Week Three would then have the ATP tour playing a Masters 1000 event at Halle, Germany. It’s a well-run tournament, and it would be the crown jewel of German tennis and a worthy opening act to Wimbledon. (Hamburg may or may not feel better about this, but it’s at least partial retribution for their loss of Masters 1000 status on clay.)

Week Four would be a time of rest and Wimbledon festivities including the weekend draw. Meanwhile, players would be as adjusted as possible for grass-court tennis and ready to peak for optimum performances. Fans would be able to evaluate and follow the progress of grass-court results, name favorites and help promote this exciting and unique part of the tennis year.

Of course, grass tennis courts are costly and require incredible upkeep. But added TV revenues and perhaps a subsidized system, including all of the ATP tournaments, could negate possible deficits and allow the financial successes to be near-equal to its hard-courts rulers.
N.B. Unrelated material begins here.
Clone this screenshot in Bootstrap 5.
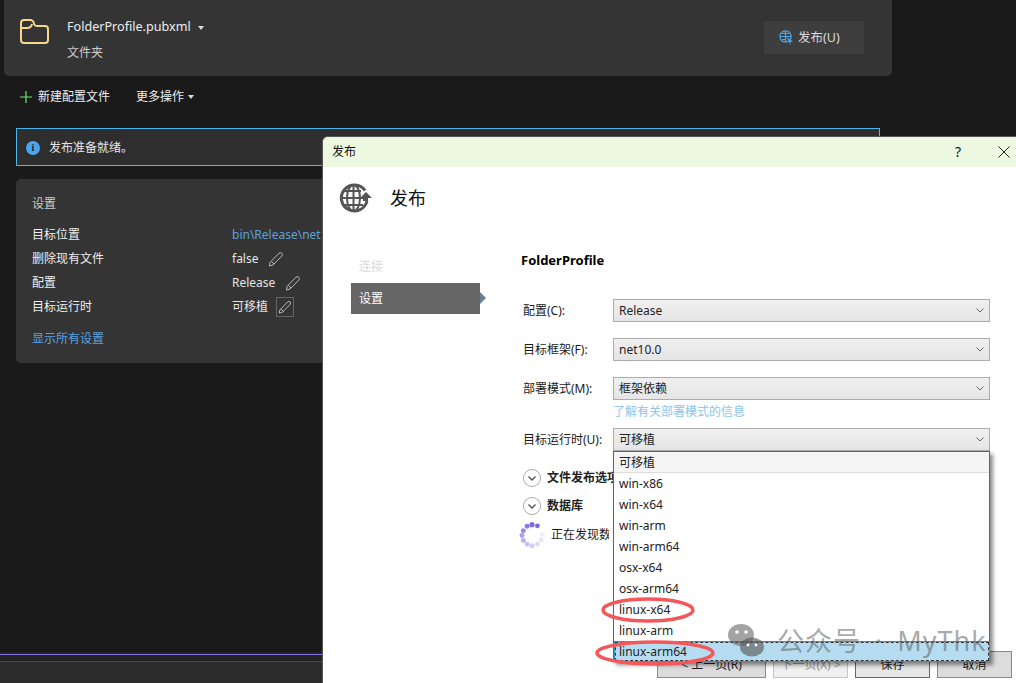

There would undoubtedly be counter arguments, but grass courts could create more exciting alternatives for tennis’ future. It’s certainly no less insane than dyeing crushed brick smurf-colored blue.

Refusing this modest proposal (certainly less radical than Jonathan Swift’s masterful essay), the ATP may as well let hungry cows graze through the current grass-court tournaments. After all, none of the tennis players are going to fatten up their rankings with the status quo.

Tennis fans will be left staring at grainy 1980s TV footage and black and white photos that witnessed a long-forsaken era of serve-and-volley tennis.